Authors: The framework defines an explanation as the sequence obtained by solving the stated optimization problem, which yields a decomposition that is optimal with respect to an objective trading off fidelity to the original model against a complexity penalty. This optimality supplies a non-arbitrary criterion for the induced ordering. The parametrized interpretability metrics are then derived directly from properties of any such optimal sequence and are shown to generalize standard proxies. The manuscript does not claim or require that the ordering matches semantic reasoning steps of a human interpreter; its contribution is the optimization-based construction itself and the resulting metrics for the interpretability-accuracy tradeoff.
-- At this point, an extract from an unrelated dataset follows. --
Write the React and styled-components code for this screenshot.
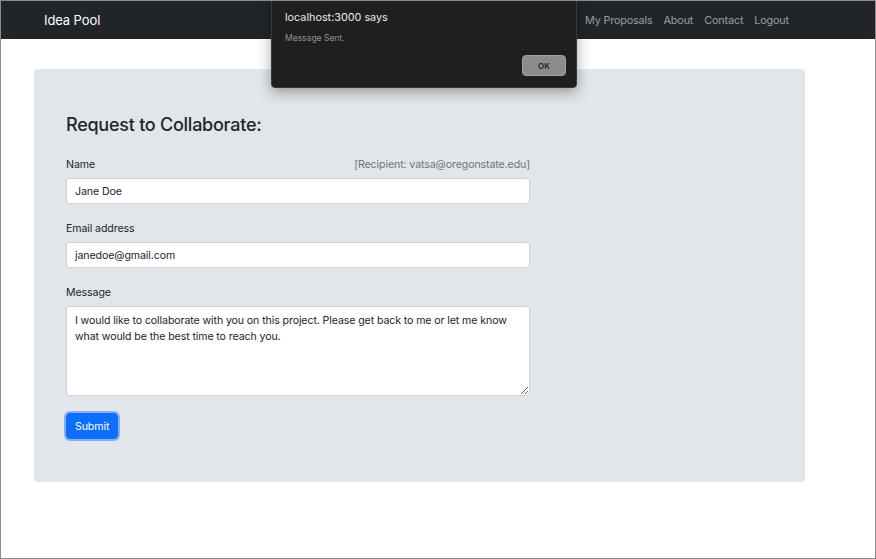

We will revise the abstract and §3 to state this grounding explicitly and to remove any phrasing that could suggest semantic alignment. revision: yes
Circularity Check
No circularity: forward proposal of optimization framework with independent derivation of metrics
full rationale
The paper introduces a new optimization-based decomposition of linear models via coordinate updates on coefficients and then derives a parametrized family of interpretability metrics from that construction. No step reduces a claimed prediction, uniqueness result, or metric to a fitted quantity or self-citation defined inside the paper; the central claim is a methodological proposal whose validity rests on external interpretability criteria rather than internal redefinition. The derivation chain is self-contained against the stated inputs.